# Who has samples/sniffies



## PrairieCraft (Mar 2, 2011)

I have been on an FO sample quest lately.  Does anyone have a recommendation of sites that offer sample packs or sniffies for testing?  So far I have already tried;

WSP
NG
CS
Peak  sample packs
EBB    sniffies
SOS   sniffies and sample packs
SGS    sniffies and sample packs
MC      sample packs
DS
SC
CG

I want to try AH but no samples there, haven't tried BB yet.  There is no choice of samples with them and a lot of their sample packs have repeats.

If anyone knows of another vendor who offers sniffies or samples do tell 
 

Also, not many people here or on the SSRB talk about Wellington.  How come?


----------



## NancyRogers (Mar 2, 2011)

I think Oregon Trails offers sample sets.  Doesn't Bittercreek North and South also?  Bert's Heaven Scent has a sample deal.  I'll have to think about others.


----------



## PrairieCraft (Mar 2, 2011)

I had only checked BitterCreek North.  Their only offer was one 1/2 oz sample with every 50 you spend.  I never thought to check south thinking it would be the same but BC south offers thirteen 1oz samples for $20.  DEAL!!  I had written them off so thanks for suggesting.  Now off to shop.


----------



## judymoody (Mar 3, 2011)

AHRE offers 1 oz sizes of their fragrances.  When you order, they throw in two 1 ouncers for free.  Great customer service and fast shipping.  Love them.

BCN also has the 13 1 oz samples for $20 but you have to ask for it in your message line of your order and then they recalculate your invoice.  Or at least they did.  You might want to email them and check.

Soapies Supplies has 5 one ouncers for $10, and sniffies on a Q-tip for the price of a SASE.

I've tried WSP, Peak, Elements, AHRE, SGS, SS, CG, and BCN.  So far, I've liked what I've ordered from AHRE and BCN the best but I've also consulted Lilli's scent review board before purchasing.  

Daystar, Sweet Cakes, and Scent Works are on my "to do" list but they are more expensive so I'm waiting for a sale.  I like Brambleberry's EOs but haven't yet used their FOs.  I also have a cart at NG just waiting for me to press the checkout button.


----------



## scouter139 (Mar 8, 2011)

I just read a post about Wellington recently, can't remember if was the CP forum...not very good reviews..search for Wellington and see what comes up.


----------



## JrVTG (Apr 12, 2011)

As someone still fairly new to the FO and soap making world...could anyone translate what the abbreviations are for the companies that offer sniffies?  Two letters isn't always enough to find the company.    

Many thanks!


----------



## rubyslippers (Apr 12, 2011)

WSP - Wholesalesuppliesplus
NG - Nature's Garden
CS - hmmm; could be Costal Scents, Chemistry Store or Candle Supply
EBB - Element's Bath and Body
SOS - Saveonscents
SGS - Southern Garden Scents
MC -  (sorry, don't know this one - could be Millcreek???)
DS - Daystar Candle
SC - Sweetcakes, possibly Soap Crafters
CG - Camden Grey
AH - Aroma Haven & Rustic Escentuals


----------



## PrairieCraft (Apr 12, 2011)

CS--CandleScience


----------



## Jolene (Apr 16, 2011)

BB offers FREE sniffies, you just have to send a sase for each sample so to keep the fragrances separate.
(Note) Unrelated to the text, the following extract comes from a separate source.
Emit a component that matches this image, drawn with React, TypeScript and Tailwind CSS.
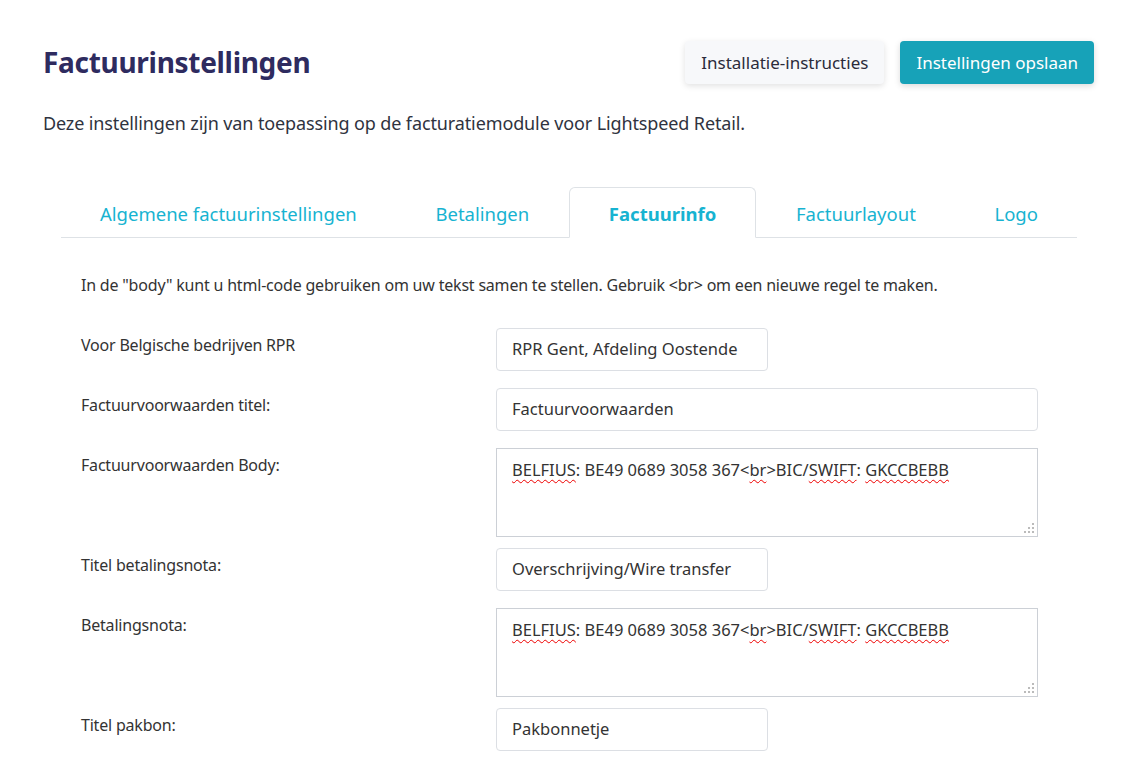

They have no limit on how many you order. I sent an email asking and they said I could request as many as I wanted. The sniffy offer is listed at the bottom of their policy page. Here is the link to the policy page. 
http://www.brambleberry.com/Store-Polic ... o-W11.aspx

I actually still need to send off my sniffy requests and plan to send all my SASE in one big envelope. Anyways, I saw you mentioned wanting to try BB, so I thought you be interested in that information. Be blessed.


----------



## Tabitha (Apr 16, 2011)

I did not know about the SASE @ BB, thanks for the info!  I just ordered:

Ancient Sedona
Baby Rose 
Beau Brummel 
Beach Breezes
Black Amber And Lavender
Black Tea 
Bonsai 
Cedar And Saffron 
Christmas Forest 
Cold Water 
Eden's Garden 
English Rose
Energy
Grapefruit Lily 
Marrakesh 
Green Garden
Pineapple Cilantro 
Sea Moss
Sea Shore
Spiced Mahogany 
Spellbound Woods
Sugar Plum Fairy
Tomato Leaf

I am excited! I need to replace some WSP scents since their priced doubled and I would like to find a couple new scents for each season: summer/fall/winter.


----------



## Jolene (Apr 18, 2011)

Those sound good Tabitha, I hope you find some good replacements. I was interested in their Cold Water fragrance  too, and about to send a SASE then I saw the price tag($44 for 16 oz.). I bet it is very good, must have a blend of essential oils in it to have that price tag. Most others are not that high though, and what the few fragrances I have from them are very good quality. I got their Mayan Gold this week, and I LOVE it. They do mention that one having some essential oils and also has chocolate fragrance. Enjoy your sniffies!


----------